NMSU 1m robotic observing procedure and syntax

The basic scheme is that a list of objects is constructed for each night. If the telescope is opened, it just works its way down the list. Starting with the first object, if the observing constraints are met (see below), the object will be observed. One of the parameters (see below) is the number of times to observe an object per night. Once this number of visits (which might be 1) is achieved, the object will be marked as done for the night, and will be skipped on subsequent passes through the list; the next object that meets the current observing constraints will be observed. Note that the order in the list is on order in priority, which is not necessarily the sequence in which objects will be observed; an object that isn't available until the end of the night can be put at the top of the list, which should guarantee that it will be observed once it becomes observable (so long as the telescope isn't in the middle of a long exposure sequence for an earlier target!).

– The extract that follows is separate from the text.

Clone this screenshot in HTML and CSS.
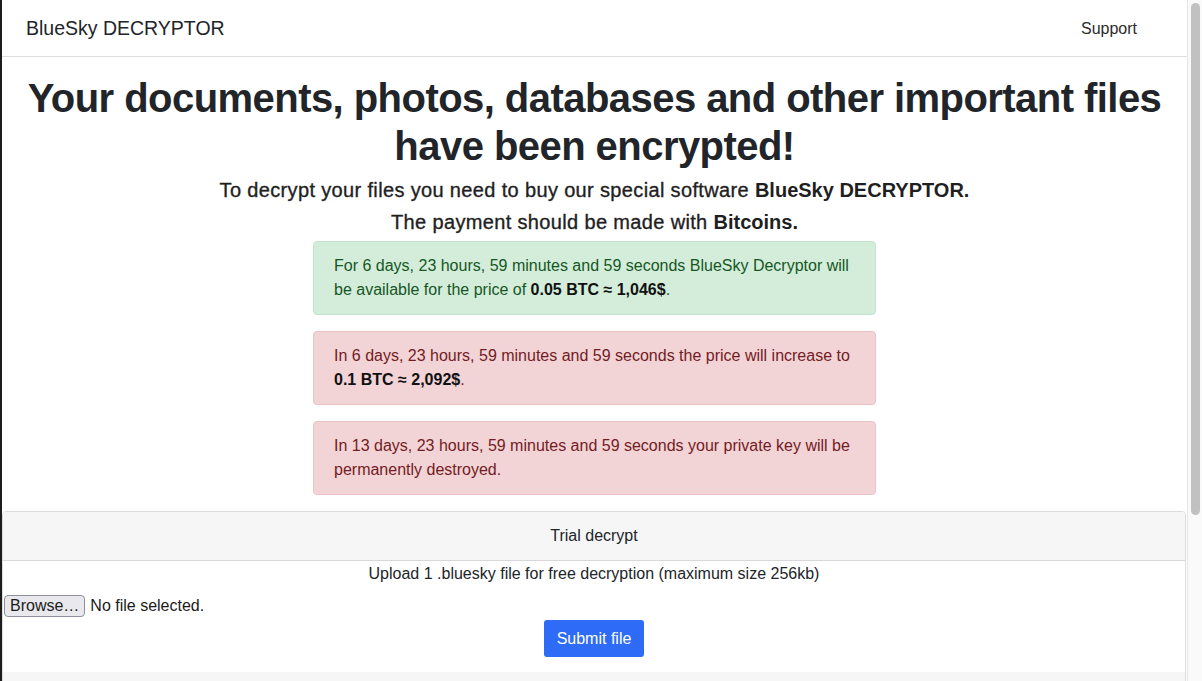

Specifies a target name. This name will be used to construct files with a list of observations, so it cannot have spaces in it; if you give a name with spaces, they will be replaced with underscores. You can specify multiple targets with the same name, e.g. if you want to do several different exposure sequences on the same target.

Object coordinates

Specify object coordinates in either hh:mm:ss, dd:mm:ss, or decimal degree format. Equinox can also be specified.

Airmass constraint

Object must be at airmass greater than X(min) and less than X(max) for an exposure sequence to start. Once started, exposure sequence will run to completion, even if it goes outside the airmass limit (unless the telescope runs into a limit). If you have a long sequence and this will be a problem, use in conjunction with the hour angle limits (see below); this way you can start an object moderately low in the east, but not let it start low in the west.

UT constraint

UT must be between UT(min) and UT(max) for exposure sequence to start. Once started, exposure sequence will run to completion even if UT(max) is passed (unless the telescope runs into a limit). Also, note that there is overhead associated with slewing to a target, updating coordinates, focussing, and obtaining a guide star, so the actual exposures will not start for several (5-15) minutes after the object is chosen for observation.

Hour angle constraint

Hour angle of object must be between HA(min) and HA(max) for exposure sequence to start. Once started, exposure sequence will run to completion even if HA(max) is passed (unless the telescope runs into a limit). Negative HA is in the east, positive HA in the west.

Moon constraint

Object will be observed if moon phase is less than Moon Phase (max) OR distance between object and moon is greater than Moon dist (min) (or if moon is down). For example, if maximum moon phase is 0.5 and minimum moon distance is 60, the object will be observed if the Moon is less than half full OR if the moon is more than 60 degrees from the object (or if the moon is down).

Exposure sequence information

An exposure sequence is identified by an integer, which indexes into the exposure table; if many objects use the same exposure sequence, only a single one needs to be specified and it can be referred to by each object. For each exposure sequence, a specified number of exposures in a specified set of filters will be taken. All exposures in a given filter in a given sequence will be of the same exposure time; if you want multiple exposure times for the same target, define and specify multiple exposure sequences (i.e. repeat the target in a separate line with a different exposure sequence). If you wish to repeat the same sequence multiple times in a visit (e.g. cycle through a set of filters, then do that again), specify the number of sequences you want using Number of sequences per visit. If you wish to visit an object multiple times in a night, use the Number of visits to specify the total number of visits; if you specify -1 for this, the target will repeatedly be selected so long as the observing criteria (above) are met. If you want the repeat visits to have a cadence, you can specify a minimum amount of time (in hours) between visits. For example, if you specify a min time between visits of 2 for an object, the object will be observed, but not be repeated until 2 hours have passed (from the initial selection of the object). You can specify times longer than a night, e.g., givin a min time between visits of 36 will allow one observation every other night; of course, to guarantee that the object will be observed after the minimum time has passed will require that the object has priority over other objects that are accessible at that time.